The Challenger III was a late-70's system with one really strange feature: it had three processors on the system board: a 6502, 6800 and Z-80. This one has all three installed, and is still jumpered for 6502 on boot-up. It also had 3x 16K static RAM boards, a floppy board, and two others I haven't identified yet. There are also two Panasonic single-sided 8" floppy drives in the cabinet.

I didn't have a lot of time to play with it before heading home, but I pulled all of the boards and drive power supplies, and brought it up on a variac. All of the supplies came up and regulated just fine (+5, +12, +24 and -9). I plugged in the processor board (which also contains ROM and a 6850 for console) and a 16K RAM board, but couldn't get the system to sign on. The cabinet is pretty dirty, but the boards are intact, so it looks like that will be another project after I get the Z-2D up and running.

While this OSI didn't come with manuals, I do have access to the complete system software library, manuals, schematics, et c., because my boss's first business computer was a DIY Challenger III, complete with 29 MB 14" Shugart hard drive. He's currently working with me to get it up and running as well, since he's got a lot of software he wrote that he'd like to get back. Of special note is a hand-written word processor for OS-65U. More information to come!
 
I believe the one my boss has is a C3 (separate floppy and hard disk cabinets) while the one I found is a C3P (floppy + system in the same cabinet). I'm not sure if that assessment is correct -- feel free to enlighten me!
 
Yes, pictures coming soon! I forgot to take my camera today, or I'd have taken some.

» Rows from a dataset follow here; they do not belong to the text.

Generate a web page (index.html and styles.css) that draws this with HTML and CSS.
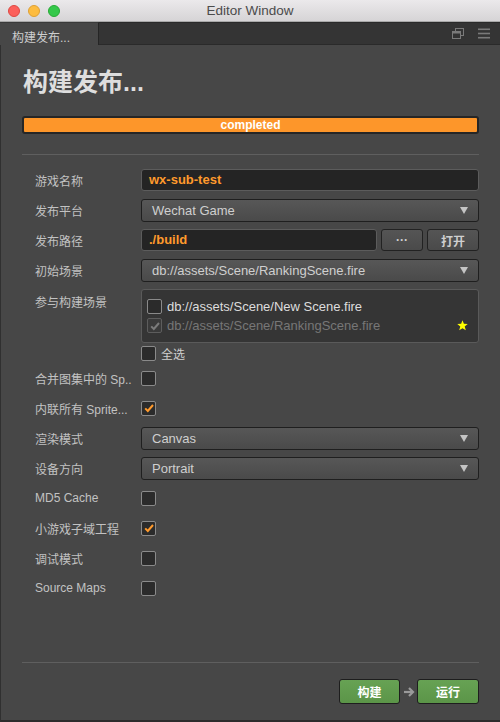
FILE: index.html
```html
<!DOCTYPE html>
<html>
<head>
<meta charset="utf-8">
<link rel="stylesheet" href="styles.css">
</head>
<body>
<div class="window">
  <div class="titlebar">
    <div class="lights">
      <span class="light red"></span>
      <span class="light yellow"></span>
      <span class="light green"></span>
    </div>
    <div class="title">Editor Window</div>
  </div>
  <div class="tabbar">
    <div class="tab">构建发布...</div>
    <div class="tabrest">
      <svg class="ticon" width="12" height="12" viewBox="0 0 12 12"><rect x="3.5" y="0.5" width="8" height="7" fill="none" stroke="#7a7a7a"/><rect x="0.5" y="3.5" width="8" height="7" fill="#333" stroke="#7a7a7a"/><rect x="1" y="4" width="7" height="1.5" fill="#7a7a7a"/></svg>
      <svg class="ticon" width="12" height="11" viewBox="0 0 12 11"><rect x="0" y="0.5" width="12" height="1.6" fill="#7a7a7a"/><rect x="0" y="4.7" width="12" height="1.6" fill="#7a7a7a"/><rect x="0" y="8.9" width="12" height="1.6" fill="#7a7a7a"/></svg>
    </div>
  </div>
  <div class="panel">
    <h1 class="heading">构建发布...</h1>
    <div class="progress"><div class="progress-fill">completed</div></div>
    <div class="sep"></div>
    <div class="rows">
      <div class="row">
        <div class="label">游戏名称</div>
        <div class="control"><div class="input orange">wx-sub-test</div></div>
      </div>
      <div class="row">
        <div class="label">发布平台</div>
        <div class="control"><div class="select"><span>Wechat Game</span><i class="arrow"></i></div></div>
      </div>
      <div class="row">
        <div class="label">发布路径</div>
        <div class="control split">
          <div class="input orange grow">./build</div>
          <div class="btn dots">···</div>
          <div class="btn open">打开</div>
        </div>
      </div>
      <div class="row">
        <div class="label">初始场景</div>
        <div class="control"><div class="select"><span>db://assets/Scene/RankingScene.fire</span><i class="arrow"></i></div></div>
      </div>
      <div class="row scenes-row">
        <div class="label top">参与构建场景</div>
        <div class="control">
          <div class="scenebox">
            <div class="scene"><span class="cb"></span><span class="scene-name">db://assets/Scene/New Scene.fire</span></div>
            <div class="scene disabled"><span class="cb checked dis"><svg width="12" height="12" viewBox="0 0 12 12"><path d="M2.2 6.4 L4.8 9 L10 3" fill="none" stroke="#7b7b7b" stroke-width="2"/></svg></span><span class="scene-name">db://assets/Scene/RankingScene.fire</span>
              <svg class="star" width="11" height="11" viewBox="0 0 12 12"><path d="M6 0.3 L7.5 4.2 L11.7 4.4 L8.4 7 L9.6 11.3 L6 8.9 L2.4 11.3 L3.6 7 L0.3 4.4 L4.5 4.2 Z" fill="#ffff00"/></svg>
            </div>
          </div>
        </div>
      </div>
      <div class="row short">
        <div class="label"></div>
        <div class="control check-line"><span class="cb"></span><span class="cb-text">全选</span></div>
      </div>
      <div class="row">
        <div class="label">合并图集中的 Sp..</div>
        <div class="control"><span class="cb"></span></div>
      </div>
      <div class="row">
        <div class="label">内联所有 Sprite...</div>
        <div class="control"><span class="cb checked"><svg width="12" height="12" viewBox="0 0 12 12"><path d="M2.2 6.4 L4.8 9 L10 3" fill="none" stroke="#ff9a2c" stroke-width="2"/></svg></span></div>
      </div>
      <div class="row">
        <div class="label">渲染模式</div>
        <div class="control"><div class="select"><span>Canvas</span><i class="arrow"></i></div></div>
      </div>
      <div class="row">
        <div class="label">设备方向</div>
        <div class="control"><div class="select"><span>Portrait</span><i class="arrow"></i></div></div>
      </div>
      <div class="row">
        <div class="label">MD5 Cache</div>
        <div class="control"><span class="cb"></span></div>
      </div>
      <div class="row">
        <div class="label">小游戏子域工程</div>
        <div class="control"><span class="cb checked"><svg width="12" height="12" viewBox="0 0 12 12"><path d="M2.2 6.4 L4.8 9 L10 3" fill="none" stroke="#ff9a2c" stroke-width="2"/></svg></span></div>
      </div>
      <div class="row">
        <div class="label">调试模式</div>
        <div class="control"><span class="cb"></span></div>
      </div>
      <div class="row">
        <div class="label">Source Maps</div>
        <div class="control"><span class="cb"></span></div>
      </div>
    </div>
    <div class="spacer"></div>
    <div class="sep bottom"></div>
    <div class="footer">
      <div class="gbtn build">构建</div>
      <svg class="next" width="14" height="12" viewBox="0 0 14 12"><path d="M2 6 H10" stroke="#9a9a9a" stroke-width="2.2"/><path d="M7 2 L11 6 L7 10" fill="none" stroke="#9a9a9a" stroke-width="2.2"/></svg>
      <div class="gbtn run">运行</div>
    </div>
  </div>
</div>
</body>
</html>
```

FILE: styles.css
```css
* { box-sizing: border-box; }
html, body { margin: 0; padding: 0; }
body {
  width: 500px;
  height: 722px;
  overflow: hidden;
  background: #2b2b2b;
  font-family: "Liberation Sans", "Noto Sans CJK SC", sans-serif;
}
.window {
  display: flex;
  flex-direction: column;
  width: 500px;
  height: 722px;
}
.titlebar {
  height: 22px;
  flex: none;
  display: flex;
  align-items: center;
  position: relative;
  background: linear-gradient(#ebe9eb, #d6d4d6);
  border-bottom: 1px solid #a9a9a9;
}
.lights {
  display: flex;
  gap: 8px;
  padding-left: 8px;
}
.light {
  width: 12px;
  height: 12px;
  border-radius: 50%;
}
.red { background: #fc605b; border: 1px solid #de4842; }
.yellow { background: #fdbc40; border: 1px solid #dea034; }
.green { background: #34c84a; border: 1px solid #27aa35; }
.title {
  flex: 1;
  text-align: center;
  margin-left: -60px;
  font-size: 13.5px;
  color: #4b4b4b;
}
.tabbar {
  height: 23px;
  flex: none;
  display: flex;
  background: #2a2a2a;
}
.tab {
  width: 99px;
  flex: none;
  background: #474747;
  color: #cdcdcd;
  font-size: 12px;
  padding-left: 12px;
  padding-top: 5px;
  border-right: 1px solid #252525;
  border-top: 1px solid #3a3a3a;
}
.tabrest {
  flex: 1;
  background: #343434;
  margin-top: 1px;
  display: flex;
  justify-content: flex-end;
  align-items: center;
  gap: 14px;
  padding-right: 10px;
  border-bottom: 1px solid #2a2a2a;
}
.ticon { display: block; }
.panel {
  flex: 1;
  display: flex;
  flex-direction: column;
  background: #474747;
  border-left: 1px solid #303030;
  border-bottom: 2px solid #2c2c2c;
  padding: 0 21px 0 21px;
}
.heading {
  margin: 24px 0 0 1px;
  font-size: 25px;
  line-height: 26px;
  font-weight: bold;
  color: #dedede;
}
.progress {
  margin-top: 21px;
  height: 18px;
  border: 2px solid #262626;
  border-radius: 3px;
  background: #262626;
}
.progress-fill {
  height: 14px;
  background: #fd962a;
  border-radius: 1px;
  color: #ffffff;
  font-weight: bold;
  font-size: 12px;
  line-height: 14px;
  text-align: center;
}
.sep {
  margin-top: 20px;
  height: 1px;
  background: #5f5f5f;
  flex: none;
}
.rows {
  margin-top: 10px;
  display: flex;
  flex-direction: column;
}
.row {
  display: flex;
  align-items: center;
  height: 30px;
  padding-left: 13px;
}
.row.short { height: 20px; }
.scenes-row {
  align-items: flex-start;
  height: 58px;
}
.label {
  width: 106px;
  flex: none;
  font-size: 12px;
  color: #c2c2c2;
  white-space: nowrap;
}
.label.top { margin-top: 8px; }
.control {
  flex: 1;
  display: flex;
  align-items: center;
  min-width: 0;
}
.input {
  flex: 1;
  height: 22px;
  background: #242424;
  border: 1px solid #5c5c5c;
  border-radius: 3px;
  padding-left: 7px;
  font-size: 13px;
  line-height: 20px;
}
.orange { color: #ff9a2c; font-weight: bold; }
.select {
  flex: 1;
  height: 23px;
  display: flex;
  align-items: center;
  justify-content: space-between;
  background: linear-gradient(#575757, #4a4a4a);
  border: 1px solid #1f1f1f;
  border-radius: 3px;
  padding: 0 10px 0 10px;
  font-size: 13px;
  color: #cfcfcf;
}
.arrow {
  width: 0;
  height: 0;
  margin-top: 1px;
  border-left: 4.5px solid transparent;
  border-right: 4.5px solid transparent;
  border-top: 7px solid #c4c4c4;
}
.split { gap: 4px; }
.grow { flex: 1; }
.btn {
  height: 22px;
  flex: none;
  display: flex;
  align-items: center;
  justify-content: center;
  background: linear-gradient(#555555, #4a4a4a);
  border: 1px solid #222222;
  border-radius: 3px;
  color: #cfcfcf;
  font-size: 12px;
}
.dots { width: 42px; font-weight: bold; letter-spacing: 0; }
.open { width: 52px; font-weight: bold; }
.scenebox {
  flex: 1;
  margin-top: 4px;
  height: 54px;
  background: #353535;
  border: 1px solid #5a5a5a;
  border-radius: 3px;
  padding: 7px 10px 0 5px;
}
.scene {
  display: flex;
  align-items: center;
  height: 19px;
  gap: 5px;
}
.scene-name {
  font-size: 13px;
  color: #dddddd;
}
.scene.disabled .scene-name { color: #777777; flex: 1; }
.star { display: block; }
.cb {
  width: 15px;
  height: 15px;
  flex: none;
  background: #2b2b2b;
  border: 1px solid #8a8a8a;
  border-radius: 2px;
  display: flex;
  align-items: center;
  justify-content: center;
}
.cb svg { display: block; }
.cb.dis { border-color: #5d5d5d; background: #3a3a3a; }
.check-line { gap: 5px; margin-top: 1px; }
.cb-text { font-size: 12px; color: #cfcfcf; }
.spacer { flex: 1; }
.sep.bottom { margin-top: 0; }
.footer {
  display: flex;
  justify-content: flex-end;
  align-items: center;
  margin-top: 16px;
  margin-bottom: 16px;
  height: 25px;
}
.gbtn {
  height: 25px;
  display: flex;
  align-items: center;
  justify-content: center;
  background: linear-gradient(#67a254, #5b9548);
  border: 1px solid #1e1e1e;
  border-radius: 3px;
  color: #ffffff;
  font-weight: bold;
  font-size: 12px;
}
.build { width: 61px; }
.run { width: 62px; }
.next { margin: 0 1px 0 2px; }
```
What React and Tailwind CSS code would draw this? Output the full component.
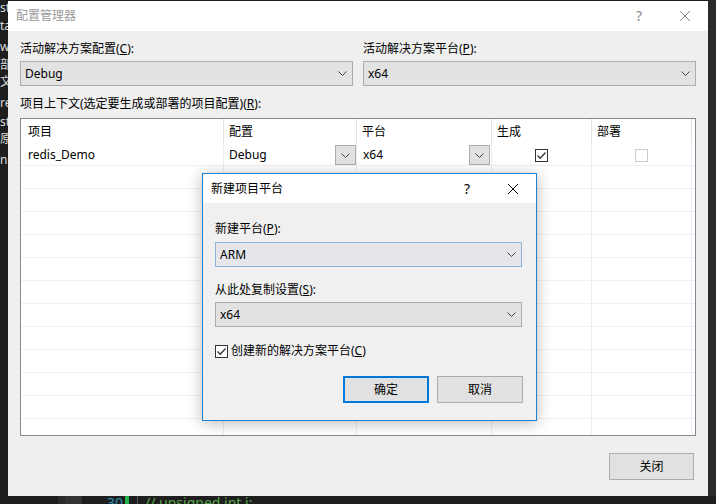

I did manage to get the system to sign on partly today! After reconfiguring one of the 16 K static RAM boards for 0x0000 partition 0 (the OSI bank switching scheme) and verifying the processor board was actually set to 9600 baud, I got the "H/D/M?" prompt on reset! Trouble is, nothing happens once you press a key for selection...even if it's an invalid key. At least this shows the 6502 is alive and can read from ROM, as well as writing to the ACIA. I don't know if the monitor is accessing RAM by that point, but I presume it does as nothing worked before I fixed the strapping on the RAM board.

I also gave one of the 8" floppy drives some love today. The spindle motor was mostly seized, and the head assembly was more or less stuck to the stepper screw. A lot of lithium grease later, and it runs smoothly. When used with my boss's CPU board, which doesn't have a monitor ROM and tries to boot directly to floppy, the head loads and the stepper jumps around a little. I don't think it's meaningful as it doesn't seek Track 0 when it starts.

We pulled out the 8" disks for my boss's system today...he's got all of the original disks, plus original Forth masters, as well as CP/M and the OSI CP/M "Escort Disk" (this was required since the Challenger III boots with the 6502 enabled). We've also got all of the original manuals, which I've been reading through as time permits.
 
It Lives!

It Lives!

In reading through the OSI manuals, I discovered a handwritten note concerning the ROM monitor -- "Caps lock **MUST** be on!!!" Turns out the H/D/M? is case-sensitive. Pressing M drops you to monitor, though the system doesn't make an effort to let you know (it just does a CR-LF, no prompt or anything). Pressing D caused a head load, but no stepper activity. I manually advanced the stepper to something past Track 0, and still nothing.

I think the drive I was using has a stuck Track 0 sensor...probably always returning true. After reconfiguring the jumpers on a Shugart SA-800, I did manage to get the system to boot into OS-65D. I dropped from the BASIC system into kernel mode and formatted a disk just fine, though with a single drive I can't copy from disk to disk. So I'll probably work on that Track 0 sensor tonight and get that taken care of!

I brought the system home from work, since the SA-800 was at home, so there will be pictures shortly! The OSI 510 CPU board is an earlier revision than has been documented elsewhere on the Internet, so I'll be taking pictures of that and dumping the ROMs for preservation. Fortunately, I've got a PROM programmer that will handle 1702s!
 
Very cool. Did you... say 14" hard drive up there? I need a 14" hard drive. It would sound and look beautiful.